Unclear step interactivity: One participant initially thought the steps on the overview page weren’t clickable, which caused a moment of hesitation.
Day 5 of the GV Design Sprint is about validation. The goal wasn’t to test perfection—it was to observe reactions, uncover sticking points, and determine whether the solution held promise.
In just five days, I turned real user frustrations into a tested, interactive prototype that addressed key cooking challenges like multitasking, timing, ease of use.
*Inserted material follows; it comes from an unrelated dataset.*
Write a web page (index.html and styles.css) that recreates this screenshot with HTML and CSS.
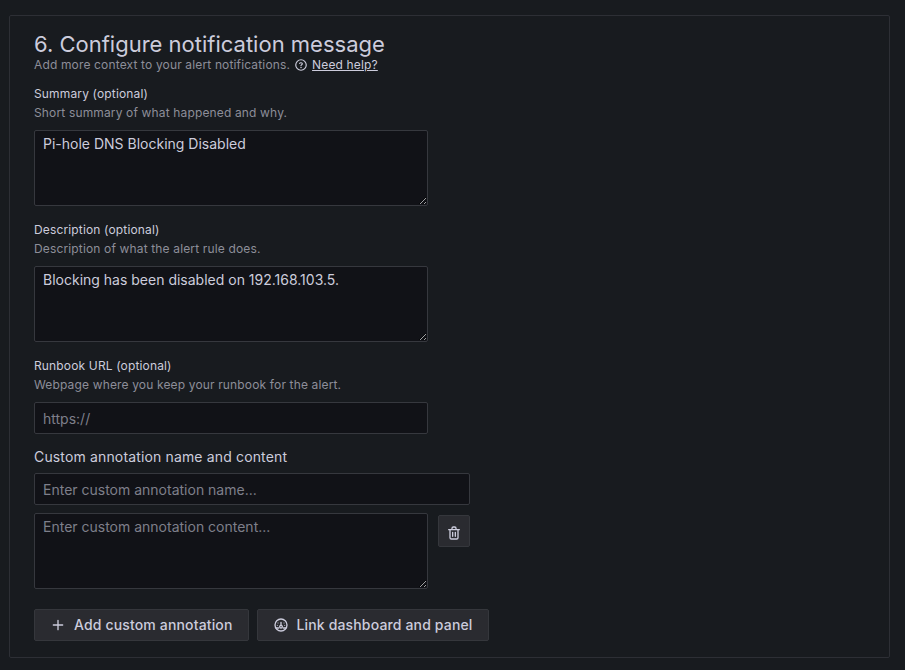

This sprint gave Savr a clear, validated direction for enhancing their app.
If I had more time —
next steps
Deeper Exploration of User Preferences
Begin by defining key success metrics, such as:
Time spent per step
Total recipe completion time
Error rate during cooking
Total number of interactions
Recommend Savr provide GIF-based step instructions and explore how it impacts the cooking experience.
Investigate one pain point that we didn’t cover in this sprint—How might we help users recover from mistakes mid-recipe?
Conduct field study, observing users cooking real meals with the app to validate the design in context and guide future roadmapping.
Insight —
Learnings
Adopting a New Design Process
A 5-day sprint showed me again the value of bold, rapid experimentation—it forced quick decision-making and prioritization.
Coming from the tech industry, where fast-paced execution is often the norm, I know this intense timeline actually mirrors the real-world demands of product development. Speed doesn’t necessarily compromise quality—rather, it pushes creativity and sharpens decision-making.
Flexibility During the Design
While frameworks like the design sprint, double-diamond, or Stanford design thinking process offer structured, linear approaches, they are abstractions of the process.
Real-world projects rarely follow such a neat, linear path. More often, it’s about selecting the right tools for the job, quickly testing ideas, and iterating as necessary. Stay flexible in the process is key. It’s crucial to master a broad toolkit of methodologies and remain agile in applying them. Depending on the context and goals, bending the ‘rules’ to get the best outcome, and that’s okay.